Beim FC Bayern kann man das gut erkennen. Bereits kurz nach dem Spiel ist die Allianz Arena fast leer. Siegen ist das Normale. Viele Fans werden vom Siegen nicht mehr berührt, weil es erwartet wird wird. Möglichst schnell raus aus dem Stadion, bevor die Schlange am Parkhaus zu lang wird. Das ist nicht nur für die Liga, sondern auch für die Fans langweilig. Wahrscheinlich tue ich vielen Fans unrecht, aber ich bin Fan (naja) vom 1. FC Köln, weil ich da herkomme. Wenn ich eine emotionale Bindung zu einem Verein habe, dann zum 1. FC Köln (nur sehr locker natürlich). Bei FC Bayern Fans habe ich häufig das Gefühl, sie mögen einfach, Gewinner zu sein, vergessen aber, dass das langweilig ist.
Genug FC Bayern bashing. Nick Hornby erklärt in Fever Pitch was nötig ist, eine Fußballpartie unvergesslich zu machen. Die Ingredienzen dazu sind allzu verständlich. Zuerst mal braucht es Tore, viele Tore. Dann schlechte Schiedsrichterentscheidungen. An denen kann man sich richtig abarbeiten. Natürlich eine laute Kulisse, Fangesänge, Jubel etc. Und dann ein Rückstand, der kurz vor Ende aufgeholt wird. In letzter Minute schließlich der Siegestreffer. Ein klassischer Spannungsbogen eben. Das kann es leider nur selten geben.
Ohne echte Fans kein Fußballerlebnis für niemanden
Fangesang ist übrigens sehr wichtig. In diesem Jahr habe ich einige Stadionführungen gemacht, unter anderem auch im Hamburger Volksparkstadion. Der HSV ist als einziger Verein seit Gründung der Bundesliga mit dabei und nicht abgestiegen. Das zeigen sie auch stolz mit einer Uhr im Stadion. Abstiegsgefährdet sind sie allerdings häufig. Vielleicht macht es das für die Fans aus. Langeweile kommt da bestimmt keine auf und hält sie trotz Frust bei der Stange. Zum Glück, denn Fußballvereine sind kommerzielle Unternehmen, und das wird auch bei den Ticketverkäufen sichtbar. 50% der Erlöse kommen durch die VIP Tickets, obwohl sie nur einen kleinen Teil der Zuschauer ausmachen. Ohne die echten Fans in der Kurve, die Stimmung machen, singen, jubeln, grölen, leiden, wäre kein VIP im Stadion.
Mit über dreißig ist Nick Hornby von den Stehplätzen auf einen Sitzplatz mit Dauerticket gewechselt. Er ist immer noch genauso emotional verbunden, aber schneller genervt vom Geschiebe.

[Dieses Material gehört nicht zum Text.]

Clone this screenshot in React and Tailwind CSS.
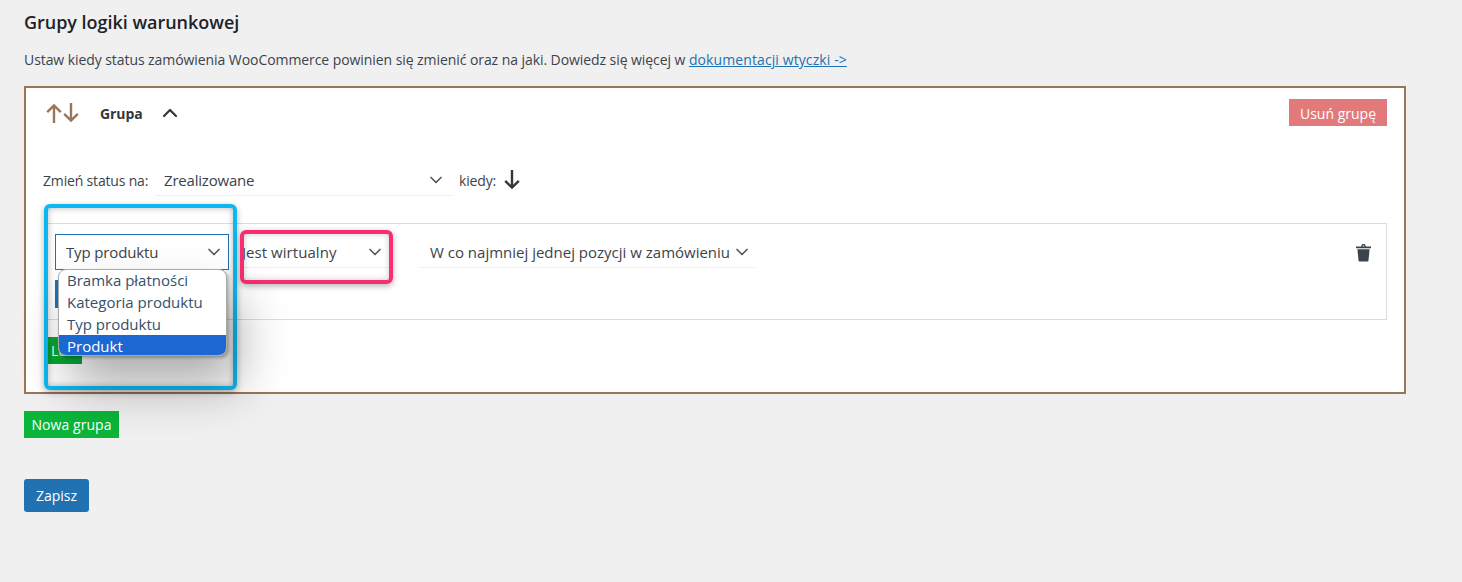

Das Alter eben. Ich hatte etwas Mühe mit Nick Hornbys Liebe zum Detail in Fever Pitch. Ich kenne den englischen Fußball noch viel weniger als den deutschen. Mit den vielen Spielern und Spielergebnissen konnte ich wenig anfangen. Insgesamt bin ich trotzdem froh, das Buch geschenkt bekommen und gelesen zu haben. Der Einblick in das Seelenleben eines echten Fans war es wert.
Was habe ich neues gelernt? Echte Fußballfans leiden viel mehr, als dass sie sich freuen. Eigentlich fragen sie sich bei jedem Spiel, warum sie überhaupt da sind, und kommen doch zum nächsten wieder.